Front-end source files
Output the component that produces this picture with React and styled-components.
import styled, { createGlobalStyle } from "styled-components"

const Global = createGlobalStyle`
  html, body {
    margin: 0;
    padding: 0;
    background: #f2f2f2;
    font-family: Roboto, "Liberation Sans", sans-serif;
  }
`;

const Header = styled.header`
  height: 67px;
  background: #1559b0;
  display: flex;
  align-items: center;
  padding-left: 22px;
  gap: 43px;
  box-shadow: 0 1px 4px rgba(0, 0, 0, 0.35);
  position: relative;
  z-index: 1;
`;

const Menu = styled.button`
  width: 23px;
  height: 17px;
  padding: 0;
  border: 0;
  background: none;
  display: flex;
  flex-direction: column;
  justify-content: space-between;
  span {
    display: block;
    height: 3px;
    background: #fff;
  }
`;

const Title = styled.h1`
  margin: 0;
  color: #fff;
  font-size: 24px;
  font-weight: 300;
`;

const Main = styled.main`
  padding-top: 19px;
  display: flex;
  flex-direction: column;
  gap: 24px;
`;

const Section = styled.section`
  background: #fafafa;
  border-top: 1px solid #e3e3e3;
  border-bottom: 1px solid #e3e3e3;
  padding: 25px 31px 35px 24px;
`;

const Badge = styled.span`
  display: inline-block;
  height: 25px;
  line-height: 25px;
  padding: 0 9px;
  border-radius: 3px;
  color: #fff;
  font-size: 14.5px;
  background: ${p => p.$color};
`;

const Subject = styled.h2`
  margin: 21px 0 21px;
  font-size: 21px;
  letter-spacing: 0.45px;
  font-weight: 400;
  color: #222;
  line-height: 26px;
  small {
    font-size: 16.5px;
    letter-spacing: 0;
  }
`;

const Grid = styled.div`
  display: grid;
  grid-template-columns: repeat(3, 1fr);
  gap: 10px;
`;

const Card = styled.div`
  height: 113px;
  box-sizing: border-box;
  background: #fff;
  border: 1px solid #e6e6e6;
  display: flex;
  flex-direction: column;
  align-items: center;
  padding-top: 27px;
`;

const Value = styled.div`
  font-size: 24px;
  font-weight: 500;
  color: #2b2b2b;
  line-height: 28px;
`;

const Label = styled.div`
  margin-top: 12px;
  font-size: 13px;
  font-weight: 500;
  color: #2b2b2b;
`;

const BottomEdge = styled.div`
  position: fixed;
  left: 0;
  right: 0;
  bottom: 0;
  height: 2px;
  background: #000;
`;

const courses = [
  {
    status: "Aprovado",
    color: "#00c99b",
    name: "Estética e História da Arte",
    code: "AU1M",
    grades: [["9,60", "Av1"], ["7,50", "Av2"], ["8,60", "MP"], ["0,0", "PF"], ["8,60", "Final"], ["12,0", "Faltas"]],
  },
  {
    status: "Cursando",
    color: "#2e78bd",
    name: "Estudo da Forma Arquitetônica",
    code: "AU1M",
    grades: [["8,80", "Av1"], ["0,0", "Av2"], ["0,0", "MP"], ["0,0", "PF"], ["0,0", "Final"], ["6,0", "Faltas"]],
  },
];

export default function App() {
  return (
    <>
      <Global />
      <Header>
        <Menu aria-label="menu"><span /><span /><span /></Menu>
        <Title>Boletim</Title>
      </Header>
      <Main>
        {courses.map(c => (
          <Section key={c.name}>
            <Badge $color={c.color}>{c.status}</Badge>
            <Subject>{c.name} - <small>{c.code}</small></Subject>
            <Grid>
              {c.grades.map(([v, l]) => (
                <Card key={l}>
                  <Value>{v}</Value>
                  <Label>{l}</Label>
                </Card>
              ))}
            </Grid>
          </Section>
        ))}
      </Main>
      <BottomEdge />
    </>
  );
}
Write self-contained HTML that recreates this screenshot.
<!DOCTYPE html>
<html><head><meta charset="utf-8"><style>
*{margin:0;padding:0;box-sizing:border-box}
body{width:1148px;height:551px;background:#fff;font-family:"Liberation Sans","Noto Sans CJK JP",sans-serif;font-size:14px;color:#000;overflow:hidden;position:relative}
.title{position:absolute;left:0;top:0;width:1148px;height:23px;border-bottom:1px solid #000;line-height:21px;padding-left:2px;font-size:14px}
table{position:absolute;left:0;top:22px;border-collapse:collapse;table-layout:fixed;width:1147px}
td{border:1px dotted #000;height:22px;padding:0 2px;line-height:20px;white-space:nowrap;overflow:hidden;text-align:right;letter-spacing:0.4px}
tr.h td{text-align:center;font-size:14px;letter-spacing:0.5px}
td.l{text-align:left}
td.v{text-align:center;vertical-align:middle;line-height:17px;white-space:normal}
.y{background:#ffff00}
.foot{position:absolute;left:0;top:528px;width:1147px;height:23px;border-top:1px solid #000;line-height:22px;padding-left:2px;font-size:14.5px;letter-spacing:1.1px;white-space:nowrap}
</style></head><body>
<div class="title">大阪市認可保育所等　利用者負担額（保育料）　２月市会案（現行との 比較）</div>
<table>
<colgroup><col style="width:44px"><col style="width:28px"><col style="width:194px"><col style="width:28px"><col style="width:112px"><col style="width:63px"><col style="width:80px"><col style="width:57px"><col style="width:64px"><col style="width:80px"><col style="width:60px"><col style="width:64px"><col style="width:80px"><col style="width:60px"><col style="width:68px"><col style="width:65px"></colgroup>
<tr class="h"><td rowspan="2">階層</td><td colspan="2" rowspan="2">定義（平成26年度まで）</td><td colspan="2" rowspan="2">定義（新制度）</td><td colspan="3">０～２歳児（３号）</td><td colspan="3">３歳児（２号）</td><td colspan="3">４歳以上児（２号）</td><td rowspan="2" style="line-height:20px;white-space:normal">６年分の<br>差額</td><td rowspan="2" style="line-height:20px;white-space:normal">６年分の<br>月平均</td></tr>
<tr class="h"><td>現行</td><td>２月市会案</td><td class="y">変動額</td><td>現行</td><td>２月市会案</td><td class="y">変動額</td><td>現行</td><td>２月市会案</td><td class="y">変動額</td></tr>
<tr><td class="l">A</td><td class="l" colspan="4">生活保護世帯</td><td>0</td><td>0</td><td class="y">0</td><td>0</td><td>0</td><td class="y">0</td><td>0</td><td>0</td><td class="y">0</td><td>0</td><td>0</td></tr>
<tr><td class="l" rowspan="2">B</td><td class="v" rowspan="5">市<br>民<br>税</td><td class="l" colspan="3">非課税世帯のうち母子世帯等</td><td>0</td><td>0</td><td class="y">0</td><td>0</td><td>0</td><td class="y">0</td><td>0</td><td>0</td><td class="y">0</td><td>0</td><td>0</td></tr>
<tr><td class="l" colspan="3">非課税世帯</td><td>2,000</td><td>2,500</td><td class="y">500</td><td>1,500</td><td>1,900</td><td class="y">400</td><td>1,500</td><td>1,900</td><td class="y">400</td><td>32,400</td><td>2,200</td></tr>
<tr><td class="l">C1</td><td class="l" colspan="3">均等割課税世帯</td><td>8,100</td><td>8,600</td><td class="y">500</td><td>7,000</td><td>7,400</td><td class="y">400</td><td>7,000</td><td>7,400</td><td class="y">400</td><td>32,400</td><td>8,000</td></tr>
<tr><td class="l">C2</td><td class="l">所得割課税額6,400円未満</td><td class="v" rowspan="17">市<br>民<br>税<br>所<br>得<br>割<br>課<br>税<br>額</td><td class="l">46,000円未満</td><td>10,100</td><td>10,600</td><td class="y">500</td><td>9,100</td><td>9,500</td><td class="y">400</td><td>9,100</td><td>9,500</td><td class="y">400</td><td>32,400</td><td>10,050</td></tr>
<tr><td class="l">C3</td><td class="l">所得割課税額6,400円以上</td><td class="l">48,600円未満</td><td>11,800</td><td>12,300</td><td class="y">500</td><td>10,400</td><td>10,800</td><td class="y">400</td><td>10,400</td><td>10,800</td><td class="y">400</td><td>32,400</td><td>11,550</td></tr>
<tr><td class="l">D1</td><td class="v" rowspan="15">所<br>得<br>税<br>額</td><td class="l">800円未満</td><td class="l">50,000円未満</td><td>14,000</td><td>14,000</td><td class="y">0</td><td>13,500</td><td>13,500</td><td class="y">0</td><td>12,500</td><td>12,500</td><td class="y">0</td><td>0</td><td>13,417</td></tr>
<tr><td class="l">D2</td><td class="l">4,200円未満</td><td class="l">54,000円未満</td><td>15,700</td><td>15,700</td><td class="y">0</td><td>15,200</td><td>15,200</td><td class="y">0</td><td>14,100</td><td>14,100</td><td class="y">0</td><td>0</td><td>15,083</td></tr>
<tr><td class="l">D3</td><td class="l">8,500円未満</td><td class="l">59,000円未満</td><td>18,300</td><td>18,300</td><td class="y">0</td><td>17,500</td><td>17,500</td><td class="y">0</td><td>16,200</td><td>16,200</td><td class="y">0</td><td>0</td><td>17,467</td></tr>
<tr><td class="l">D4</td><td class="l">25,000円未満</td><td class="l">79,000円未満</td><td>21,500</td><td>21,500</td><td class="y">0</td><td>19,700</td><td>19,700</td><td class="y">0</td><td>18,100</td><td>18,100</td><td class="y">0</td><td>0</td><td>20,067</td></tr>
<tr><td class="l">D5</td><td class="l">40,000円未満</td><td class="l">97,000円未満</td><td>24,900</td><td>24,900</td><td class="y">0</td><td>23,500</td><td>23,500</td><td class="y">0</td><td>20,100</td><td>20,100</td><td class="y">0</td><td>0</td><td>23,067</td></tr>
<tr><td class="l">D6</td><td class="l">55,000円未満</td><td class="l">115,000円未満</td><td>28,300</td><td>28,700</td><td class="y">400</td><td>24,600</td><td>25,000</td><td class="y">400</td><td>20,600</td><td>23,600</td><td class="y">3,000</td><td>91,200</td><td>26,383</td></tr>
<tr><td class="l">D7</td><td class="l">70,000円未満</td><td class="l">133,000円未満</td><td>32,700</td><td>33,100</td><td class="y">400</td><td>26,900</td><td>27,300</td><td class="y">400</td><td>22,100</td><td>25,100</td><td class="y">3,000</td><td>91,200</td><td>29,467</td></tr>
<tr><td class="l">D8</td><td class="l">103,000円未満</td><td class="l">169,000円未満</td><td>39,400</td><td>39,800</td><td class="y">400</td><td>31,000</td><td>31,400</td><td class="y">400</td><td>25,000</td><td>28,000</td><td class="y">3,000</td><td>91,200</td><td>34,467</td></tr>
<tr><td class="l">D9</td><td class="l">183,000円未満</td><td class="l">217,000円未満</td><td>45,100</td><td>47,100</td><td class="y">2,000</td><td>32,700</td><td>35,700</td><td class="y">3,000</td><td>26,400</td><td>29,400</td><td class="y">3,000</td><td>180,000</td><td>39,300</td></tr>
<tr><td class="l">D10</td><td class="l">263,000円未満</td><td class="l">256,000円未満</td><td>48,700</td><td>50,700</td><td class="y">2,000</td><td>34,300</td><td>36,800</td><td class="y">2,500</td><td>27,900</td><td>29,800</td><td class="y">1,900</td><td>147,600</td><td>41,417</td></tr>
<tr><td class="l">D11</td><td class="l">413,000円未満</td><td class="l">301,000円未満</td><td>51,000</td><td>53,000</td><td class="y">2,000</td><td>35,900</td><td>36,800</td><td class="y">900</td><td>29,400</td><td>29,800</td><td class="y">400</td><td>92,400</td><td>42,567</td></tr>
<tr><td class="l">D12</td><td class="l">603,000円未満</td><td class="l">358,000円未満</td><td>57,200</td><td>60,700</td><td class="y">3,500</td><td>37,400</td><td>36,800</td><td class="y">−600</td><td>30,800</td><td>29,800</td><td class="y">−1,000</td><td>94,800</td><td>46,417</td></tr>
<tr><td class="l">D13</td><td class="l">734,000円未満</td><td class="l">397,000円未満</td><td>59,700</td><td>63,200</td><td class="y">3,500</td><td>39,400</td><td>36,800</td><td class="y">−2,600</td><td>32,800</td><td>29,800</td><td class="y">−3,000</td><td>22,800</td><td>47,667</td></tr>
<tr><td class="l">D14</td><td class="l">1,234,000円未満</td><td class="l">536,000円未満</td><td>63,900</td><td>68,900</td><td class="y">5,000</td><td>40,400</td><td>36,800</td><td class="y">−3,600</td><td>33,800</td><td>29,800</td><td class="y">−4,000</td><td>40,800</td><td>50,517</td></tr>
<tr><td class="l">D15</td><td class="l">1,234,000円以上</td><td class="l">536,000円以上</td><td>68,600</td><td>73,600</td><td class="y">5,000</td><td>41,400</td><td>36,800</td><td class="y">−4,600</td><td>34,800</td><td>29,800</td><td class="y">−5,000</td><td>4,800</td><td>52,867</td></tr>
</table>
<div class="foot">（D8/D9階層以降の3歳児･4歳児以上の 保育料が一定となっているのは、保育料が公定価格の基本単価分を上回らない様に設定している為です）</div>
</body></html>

EXERCISE DETAILS: Look over the listing. Pull out every line with the string "that" in it.

TASK RESPONSE:
Output the component that produces this picture with React and styled-components.
Write self-contained HTML that recreates this screenshot.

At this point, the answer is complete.